Kazuo Ishiguro, c’est un peu le Modiano anglais. Avec Klara et le soleil, le Nobel et lauréat du Booker Prize livre un nouveau roman énigmatique où les sentiments humains se dévoilent lentement. Comme s’ils appartenaient à un règne désormais interdit. Une atmosphère de menace plane sur l’humanité qui surnage, toujours, comme par miracle. Envoûtant et troublant.

Que reste-t-il des sentiments humains dans un monde technophile ? Dans Les vestiges du jour, adapté au cinéma par James Ivory, un couple de domestiques incarnait une humanité qui surnageait face à la menace nazie. Dans Auprès de moi toujours, deux enfants voués au destin de clones thérapeutiques se liaient d’amitié dans un univers qui fleurait bon la mort prématurée. Comme des vieillards, chaque jour grignotait un peu plus leurs facultés. Au profit d’autrui.

Une ample métaphore, triste et sentimentale

Le non moins énigmatique Klara et le soleil fait la part belle aux sentiments dans un univers où tout semble les nier. Avec ce nouveau roman envoûtant, le Nobel et lauréat du Booker Prize – l’équivalent anglais du Goncourt – interroge une fois de plus la notion de sacrifice. Quoi de plus naturel dans une culture asiatique qui place le groupe au centre de tout ? En filigrane, c’est celle de l’humanité qui est posée à travers cette ample métaphore, triste et sentimentale.

Kazuo Ishiguro anthropomorphise, certes, la figure de Klara. Cette intelligence artificielle joue le rôle de dame de compagnie. Dans ce monde futur, ce genre d’être hybride, entre neurones artificiels et sentiments, bien réels (ou bien imités), s’appelle une AA, pour « Amie Artificielle ». Quel ami est le plus réel, justement ? L’être humain en chair ou en os ? Ou sa réplique, pourtant qualifiée d’« artificielle » par ses concepteurs.

Un droit d’usage sur les êtres

L’IA sert aussi d’œil innocent pour décoder les actes des humains. La découverte lente des rapports qui unissent une famille futuriste disloquée est un théâtre d’ombres. C’est un monde opaque où l’égoïsme et le calcul n’empêchent pas les sentiments vrais d’éclore et de s’épanouir. Tout a un prix. « D’ailleurs, je commençais à discerner à quel point les humains, dans leur désir d’échapper à la solitude, entamaient des manœuvres très complexes et insaisissables, et je compris que le contrôle des effets de cascade de l’excursion à Morgan Falls m’avait sans doute totalement échappé ».

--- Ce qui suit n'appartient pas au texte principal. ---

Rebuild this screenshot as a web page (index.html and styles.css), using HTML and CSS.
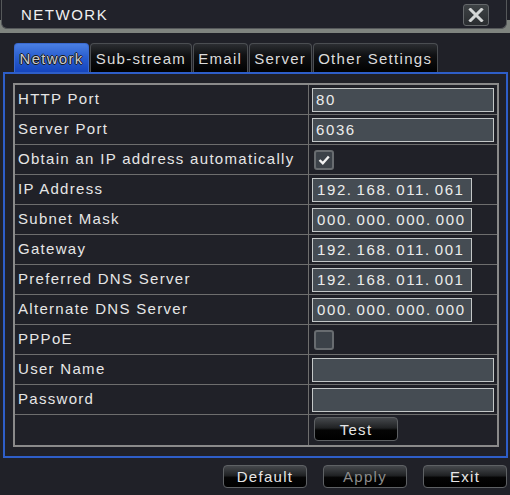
FILE: index.html
```html
<!DOCTYPE html>
<html>
<head>
<meta charset="utf-8">
<link rel="stylesheet" href="styles.css">
</head>
<body>
<div class="screen">
  <div class="header">
    <div class="titlebar">
      <span class="title">NETWORK</span>
      <button class="close" aria-label="Close">
        <svg width="16" height="14" viewBox="0 0 16 14"><path d="M2.5 1.5 L13.5 12.5 M13.5 1.5 L2.5 12.5" stroke="#d4d6d6" stroke-width="3" stroke-linecap="square"/></svg>
      </button>
    </div>
  </div>

  <div class="tabs">
    <div class="tab active">Network</div>
    <div class="tab">Sub-stream</div>
    <div class="tab">Email</div>
    <div class="tab">Server</div>
    <div class="tab">Other Settings</div>
  </div>

  <div class="panel">
    <div class="table">
      <div class="row"><div class="label">HTTP Port</div><div class="value"><div class="field wide">80</div></div></div>
      <div class="row"><div class="label">Server Port</div><div class="value"><div class="field wide">6036</div></div></div>
      <div class="row"><div class="label">Obtain an IP address automatically</div><div class="value"><div class="check on"><svg width="16" height="16" viewBox="0 0 16 16"><path d="M3.5 8 L6.8 11.2 L12.8 4.5" fill="none" stroke="#f2f2f2" stroke-width="2.4"/></svg></div></div></div>
      <div class="row"><div class="label">IP Address</div><div class="value"><div class="field ip">192<span class="dot">.</span>168<span class="dot">.</span>011<span class="dot">.</span>061</div></div></div>
      <div class="row"><div class="label">Subnet Mask</div><div class="value"><div class="field ip">000<span class="dot">.</span>000<span class="dot">.</span>000<span class="dot">.</span>000</div></div></div>
      <div class="row"><div class="label">Gateway</div><div class="value"><div class="field ip">192<span class="dot">.</span>168<span class="dot">.</span>011<span class="dot">.</span>001</div></div></div>
      <div class="row"><div class="label">Preferred DNS Server</div><div class="value"><div class="field ip">192<span class="dot">.</span>168<span class="dot">.</span>011<span class="dot">.</span>001</div></div></div>
      <div class="row"><div class="label">Alternate DNS Server</div><div class="value"><div class="field ip">000<span class="dot">.</span>000<span class="dot">.</span>000<span class="dot">.</span>000</div></div></div>
      <div class="row"><div class="label">PPPoE</div><div class="value"><div class="check"></div></div></div>
      <div class="row"><div class="label">User Name</div><div class="value"><div class="field wide"></div></div></div>
      <div class="row"><div class="label">Password</div><div class="value"><div class="field wide"></div></div></div>
      <div class="row last"><div class="label"></div><div class="value top"><button class="btn test">Test</button></div></div>
    </div>
  </div>

  <div class="actions">
    <button class="btn">Default</button>
    <button class="btn disabled">Apply</button>
    <button class="btn">Exit</button>
  </div>
</div>
</body>
</html>
```

FILE: styles.css
```css
html, body {
  margin: 0;
  padding: 0;
  background: #202128;
}
.screen {
  width: 510px;
  height: 495px;
  overflow: hidden;
  background: #202128;
  font-family: "Liberation Sans", Arial, sans-serif;
  font-size: 15px;
  letter-spacing: 1.3px;
  color: #e6e6e6;
}
.header {
  height: 33px;
  background: linear-gradient(to bottom, #202128 0, #202128 20px, #7f847f 20px, #7f847f 100%);
}
.titlebar {
  box-sizing: border-box;
  height: 29px;
  margin: 0 3px 0 1px;
  border: 1px solid #55585a;
  border-top: none;
  border-radius: 0 0 6px 6px;
  background: #21222a;
  display: flex;
  align-items: center;
  justify-content: space-between;
  padding: 0 17px 0 19px;
}
.title {
  letter-spacing: 1.5px;
  color: #f0f0f0;
  padding-top: 1px;
}
.close {
  box-sizing: border-box;
  width: 26px;
  height: 22px;
  margin-top: 2px;
  padding: 0;
  border: 1px solid #64676a;
  border-radius: 3px;
  background: linear-gradient(to bottom, #3e4245, #2a2d30);
  display: flex;
  align-items: center;
  justify-content: center;
}
.tabs {
  display: flex;
  gap: 1px;
  margin: 10px 0 0 14px;
  height: 29px;
}
.tab {
  box-sizing: border-box;
  height: 29px;
  padding: 4px 4.5px 0 4.5px;
  border: 1px solid #4b4e52;
  border-bottom: none;
  border-radius: 4px 4px 0 0;
  background: linear-gradient(to bottom, #2c2e32 0, #101113 40%, #000 100%);
  color: #dcdcdc;
  line-height: 22px;
  white-space: nowrap;
}
.tab.active {
  border-color: #3a6ad0;
  background: linear-gradient(to bottom, #4a7fe2 0, #2a5fd0 45%, #1545bd 100%);
  color: #c9cbcc;
  text-shadow: 1px 0 0 #1a1a1a, -1px 0 0 #1a1a1a, 0 1px 0 #1a1a1a, 0 -1px 0 #1a1a1a;
}
.panel {
  box-sizing: border-box;
  height: 386px;
  margin: 0 2px 0 3px;
  border: 2px solid #2e5ec8;
  padding: 9px 7px 9px 8px;
}
.table {
  box-sizing: border-box;
  width: 486px;
  border: 2px solid #8a8a8a;
}
.row {
  box-sizing: border-box;
  height: 30px;
  display: grid;
  grid-template-columns: 294px 1fr;
  border-bottom: 1px solid #6e6e6e;
}
.row.last {
  border-bottom: none;
}
.label {
  border-right: 1px solid #6e6e6e;
  padding-left: 3px;
  line-height: 27px;
  white-space: nowrap;
}
.value {
  display: flex;
  align-items: center;
  padding-left: 3px;
}
.value.top {
  align-items: flex-start;
  padding-top: 2px;
  padding-left: 5px;
}
.field {
  box-sizing: border-box;
  height: 24px;
  border: 1px solid #c3c7c7;
  background: #454c53;
  padding-left: 3px;
  line-height: 22px;
  letter-spacing: 1.6px;
  color: #ececec;
  white-space: nowrap;
}
.field.wide { width: 182px; }
.field.ip { width: 160px; padding-left: 4px; }
.dot { margin-right: 4px; }
.check {
  box-sizing: border-box;
  width: 20px;
  height: 20px;
  margin-left: 2px;
  border: 2px solid #686c70;
  border-radius: 3px;
  background: #3c4249;
  display: flex;
  align-items: center;
  justify-content: center;
}
.btn {
  box-sizing: border-box;
  width: 84px;
  height: 23px;
  padding: 0;
  border: 1px solid #5e6164;
  border-radius: 4px;
  background: linear-gradient(to bottom, #45484c 0, #202224 45%, #050505 55%, #000 100%);
  color: #e6e6e6;
  font-family: "Liberation Sans", Arial, sans-serif;
  font-size: 15px;
  letter-spacing: 1.3px;
  line-height: 21px;
  text-align: center;
}
.btn.test { height: 24px; }
.btn.disabled { color: #8c8c8c; }
.actions {
  display: flex;
  justify-content: flex-end;
  gap: 16px;
  margin-top: 7px;
  padding-right: 3px;
}
```
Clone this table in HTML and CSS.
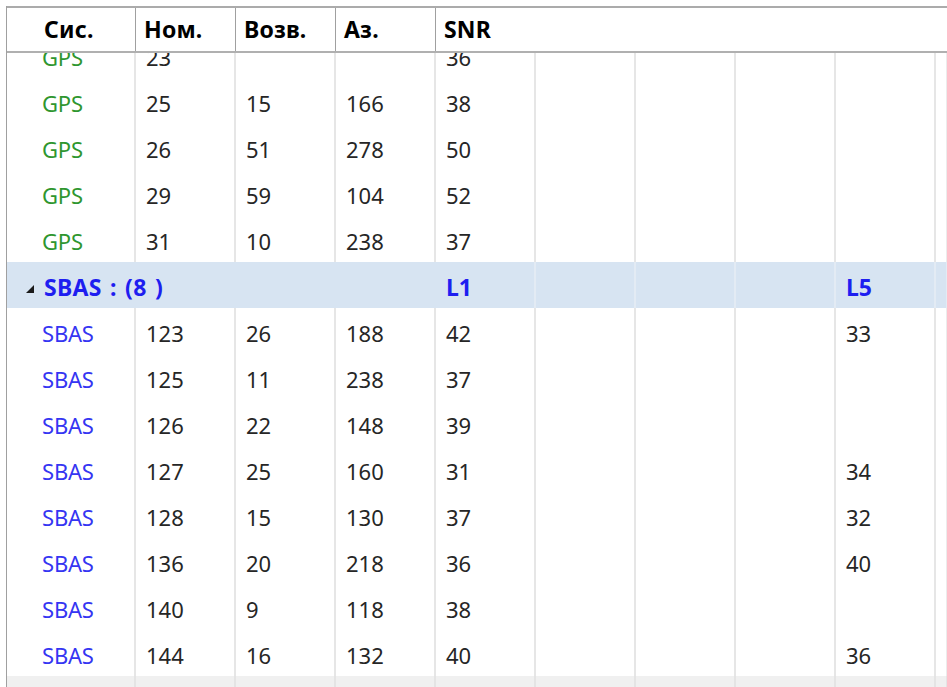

A travers ce regard à hauteur d’enfant, curieux, impatient, fragmentaire surtout, le monde prend une tonalité étrange. Kazuo Ishiguro a l’art de donner la vedette à des seconds rôles. Réduits aux rôles de figurants, ces déclassés candides et intrigants n’en révèlent que de manière plus cruelle les abus dont se rend coupable la classe dominante.

A travers cette fable puissante, troublante, Kazuo Ishiguro met en scène, non sans indulgence, ce droit d’usage que les uns se donnent sur les autres. Il dénonce cette étrange facilité à mettre ses contemporains au rebut après usage, que tout excuse car il appréhende la réalité à hauteur d’homme. C’est-à-dire dans le grand flou artistique.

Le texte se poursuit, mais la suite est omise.